In a recent edition of the LA Review of Books Christopher Newfield, renowned commentator on US higher education, reviewed Andrew McGettigan’s The Great University Gamble. He offers a helpful and lucid summary of the book’s (equally lucid) arguments and it’s extremely interesting to encounter the changes in UK higher education being analysed from the perspective of the US higher education system. However what makes this essay a must read is the conclusion, depressing though it is, where he makes an intensely compelling case as to the broader political significance of the coalition’s higher education ‘reforms’:
What are the practical outcomes for this counterreformation in higher education? A first is a reduction of professional authority, now subordinate to financial management in decisions on what has value in the institution. Treasury, budget, and finance will decide the value of higher education, which is, in effect, to decide what level of development society shall afford. This means a loss of legitimacy for any educator who speaks for the social value of egalitarian intellectual development.
The second effect is that the steady expansion of higher education enrollments will stop. UK enrollments fell just after the Tory changes began — applications from England to UK schools declined 8.6 percent between 2011 and 2012. They have recovered this year, but the government keeps a lid on fundable enrollments and shows no interest in further expansion.

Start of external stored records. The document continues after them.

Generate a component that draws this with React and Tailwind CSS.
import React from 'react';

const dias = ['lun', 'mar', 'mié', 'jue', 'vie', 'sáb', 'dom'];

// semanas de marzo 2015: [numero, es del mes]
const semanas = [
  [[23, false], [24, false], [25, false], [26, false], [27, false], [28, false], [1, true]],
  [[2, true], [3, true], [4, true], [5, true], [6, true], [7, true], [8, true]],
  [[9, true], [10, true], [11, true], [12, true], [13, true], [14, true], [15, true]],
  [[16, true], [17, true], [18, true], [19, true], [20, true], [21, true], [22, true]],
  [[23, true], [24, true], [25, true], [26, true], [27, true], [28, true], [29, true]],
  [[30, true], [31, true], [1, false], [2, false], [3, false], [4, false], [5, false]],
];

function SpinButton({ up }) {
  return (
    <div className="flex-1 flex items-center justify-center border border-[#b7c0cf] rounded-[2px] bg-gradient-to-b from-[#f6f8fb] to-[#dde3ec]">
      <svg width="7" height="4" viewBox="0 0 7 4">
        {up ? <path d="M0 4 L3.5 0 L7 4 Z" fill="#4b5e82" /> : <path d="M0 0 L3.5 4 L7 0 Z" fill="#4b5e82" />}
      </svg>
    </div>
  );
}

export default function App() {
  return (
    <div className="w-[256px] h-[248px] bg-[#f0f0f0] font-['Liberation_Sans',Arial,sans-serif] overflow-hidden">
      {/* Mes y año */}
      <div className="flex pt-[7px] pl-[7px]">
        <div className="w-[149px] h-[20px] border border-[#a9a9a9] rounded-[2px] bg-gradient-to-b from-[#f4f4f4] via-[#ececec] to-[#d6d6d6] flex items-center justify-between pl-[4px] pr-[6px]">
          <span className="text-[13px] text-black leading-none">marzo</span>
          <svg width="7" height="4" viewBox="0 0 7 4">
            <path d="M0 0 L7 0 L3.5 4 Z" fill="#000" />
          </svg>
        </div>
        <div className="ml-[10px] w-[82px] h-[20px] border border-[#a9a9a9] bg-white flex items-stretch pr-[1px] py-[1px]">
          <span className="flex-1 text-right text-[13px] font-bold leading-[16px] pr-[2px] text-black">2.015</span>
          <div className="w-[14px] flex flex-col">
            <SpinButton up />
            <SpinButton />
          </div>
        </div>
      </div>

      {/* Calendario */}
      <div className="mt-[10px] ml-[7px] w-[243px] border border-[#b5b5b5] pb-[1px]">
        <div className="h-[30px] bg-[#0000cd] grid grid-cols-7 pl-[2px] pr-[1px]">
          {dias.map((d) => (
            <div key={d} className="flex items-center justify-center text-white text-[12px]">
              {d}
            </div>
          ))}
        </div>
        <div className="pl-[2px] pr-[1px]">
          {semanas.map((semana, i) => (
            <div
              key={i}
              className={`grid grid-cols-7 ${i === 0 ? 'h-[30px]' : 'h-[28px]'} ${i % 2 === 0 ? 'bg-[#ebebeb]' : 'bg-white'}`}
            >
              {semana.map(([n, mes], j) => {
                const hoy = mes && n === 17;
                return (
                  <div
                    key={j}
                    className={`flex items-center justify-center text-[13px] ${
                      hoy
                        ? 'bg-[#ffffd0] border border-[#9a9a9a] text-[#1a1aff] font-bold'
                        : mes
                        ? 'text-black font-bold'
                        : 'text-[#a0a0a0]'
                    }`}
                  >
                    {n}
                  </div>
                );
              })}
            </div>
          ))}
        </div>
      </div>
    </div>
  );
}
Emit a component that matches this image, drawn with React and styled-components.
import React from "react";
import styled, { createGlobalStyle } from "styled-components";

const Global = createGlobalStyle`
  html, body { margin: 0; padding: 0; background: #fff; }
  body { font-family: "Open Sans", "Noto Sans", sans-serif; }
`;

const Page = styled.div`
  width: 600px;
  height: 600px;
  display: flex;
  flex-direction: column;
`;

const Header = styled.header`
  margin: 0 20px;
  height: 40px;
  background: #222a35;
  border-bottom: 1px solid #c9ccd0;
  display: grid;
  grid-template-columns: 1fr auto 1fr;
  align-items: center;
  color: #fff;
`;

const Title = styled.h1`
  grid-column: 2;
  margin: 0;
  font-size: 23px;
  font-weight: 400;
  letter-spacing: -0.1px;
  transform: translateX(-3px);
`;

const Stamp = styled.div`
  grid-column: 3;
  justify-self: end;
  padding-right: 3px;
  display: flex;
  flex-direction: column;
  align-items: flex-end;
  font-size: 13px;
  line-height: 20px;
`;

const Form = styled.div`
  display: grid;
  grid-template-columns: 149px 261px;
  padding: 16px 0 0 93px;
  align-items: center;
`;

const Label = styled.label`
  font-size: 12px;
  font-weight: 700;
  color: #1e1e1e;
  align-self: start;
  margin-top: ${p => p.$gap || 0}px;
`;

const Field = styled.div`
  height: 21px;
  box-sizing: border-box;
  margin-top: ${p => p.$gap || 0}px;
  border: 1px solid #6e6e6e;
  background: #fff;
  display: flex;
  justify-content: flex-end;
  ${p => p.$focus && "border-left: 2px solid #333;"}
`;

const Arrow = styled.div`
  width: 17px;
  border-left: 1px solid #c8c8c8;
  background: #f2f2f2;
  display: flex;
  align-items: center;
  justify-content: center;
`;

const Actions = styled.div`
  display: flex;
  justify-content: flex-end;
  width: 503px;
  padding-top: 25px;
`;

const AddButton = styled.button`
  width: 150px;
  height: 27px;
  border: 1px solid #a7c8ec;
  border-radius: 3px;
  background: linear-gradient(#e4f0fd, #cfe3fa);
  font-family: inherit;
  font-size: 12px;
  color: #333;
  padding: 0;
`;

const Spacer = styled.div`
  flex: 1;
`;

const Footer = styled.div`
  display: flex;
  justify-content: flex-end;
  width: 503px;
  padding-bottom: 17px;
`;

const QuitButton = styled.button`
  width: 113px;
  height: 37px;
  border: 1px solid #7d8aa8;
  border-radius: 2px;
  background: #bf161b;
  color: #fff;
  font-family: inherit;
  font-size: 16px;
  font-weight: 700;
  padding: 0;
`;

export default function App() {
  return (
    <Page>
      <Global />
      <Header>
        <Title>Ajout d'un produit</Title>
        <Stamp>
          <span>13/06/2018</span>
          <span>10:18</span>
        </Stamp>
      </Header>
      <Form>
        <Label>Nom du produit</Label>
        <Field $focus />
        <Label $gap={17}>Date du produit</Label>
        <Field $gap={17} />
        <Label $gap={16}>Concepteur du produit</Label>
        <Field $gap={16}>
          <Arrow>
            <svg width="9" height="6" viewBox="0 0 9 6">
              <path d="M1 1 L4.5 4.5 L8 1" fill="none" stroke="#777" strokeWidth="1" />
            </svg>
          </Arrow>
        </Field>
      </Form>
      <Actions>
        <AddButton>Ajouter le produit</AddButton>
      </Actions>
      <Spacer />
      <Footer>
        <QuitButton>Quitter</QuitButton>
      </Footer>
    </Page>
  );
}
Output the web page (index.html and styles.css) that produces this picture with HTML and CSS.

The third effect is decreased equality of conditions for the students who do attend. The large number of newish middling UK universities that McGettigan calls “the mass of mass higher education” will face new financial difficulties. While these institutions struggle to maintain some reasonably small courses or to find part-time graders for lecture courses, the government continues to offer public funding for Oxbridge’s tutorial system. If a slogan for the higher education reformation might have been “tutorials for all,” the unspoken slogan of the counterreformation is “tutorials for the few — and standardization for the rest.”
This may seem odd to most readers: isn’t this the very moment in world history in which mass standardization is of little value in the economies of the West? Aren’t we supposed to be upgrading everyone’s abilities to compete in a global economy? This is where we arrive at a final layer of Tory strategizing, conscious or not. It is strategizing about the future of British capitalism as such. If fewer middling students get their higher learning at a smaller number of middling universities, what is the loss? These non-students will receive lower wages, cost society less money, learn to make fewer demands, and be less trouble to Britain’s leading economic sectors. They are downgrading British society to new lower status in the “global auction,” a competition at all skill levels that puts downward pressure on everyone’s wages. Rather than receive high wages for their high skills, graduates will, in this late-capitalist framework, receive low wages for them. Tories appear simply to have conceded the point, accepted that the “high-skill/low wage” bargain is the best Britain can do, and decided to limit current taxpayer outlays for a losing university bargain. Of course this means accepting a Britain that is both less qualified and less affluent, that is in fact post-middle class. This defeatism is at the heart of the government’s higher education plan: there is and shall be no collective betterment, and thus no need for collective investment.
I don’t want to come to an overly simplistic conclusion that distracts attention from the richness of detail in McGettigan’s book or from the complexity of these Tory changes’ effects. I am not clairvoyant about where they will lead. But I have spent years watching the public university systems of the United States and the United Kingdom — and of France and Germany — struggle to tread water without a buoyant definition of their value as public goods. The result has been the status quo for some, floundering for most, and a general sinking of public confidence that universities are on the public’s side.
The inconvenient truth is that a public-good higher education would mean and will mean increasing enrollments, rising quality, and increasing development for a country’s economy and society. The Tory’s instituted private system will mean lower enrollments, rationed quality, and reduced overall development. Unless the university sector can define its mission as “a quality commitment to the population defined as whoever can benefit,” unless it can make clear the connection between its public good status and democratic economic hope, Tory-like counterreformations will prevail throughout the West. McGettigan’s book shows that this outcome would be contrived, imposed, artificial, and devastating.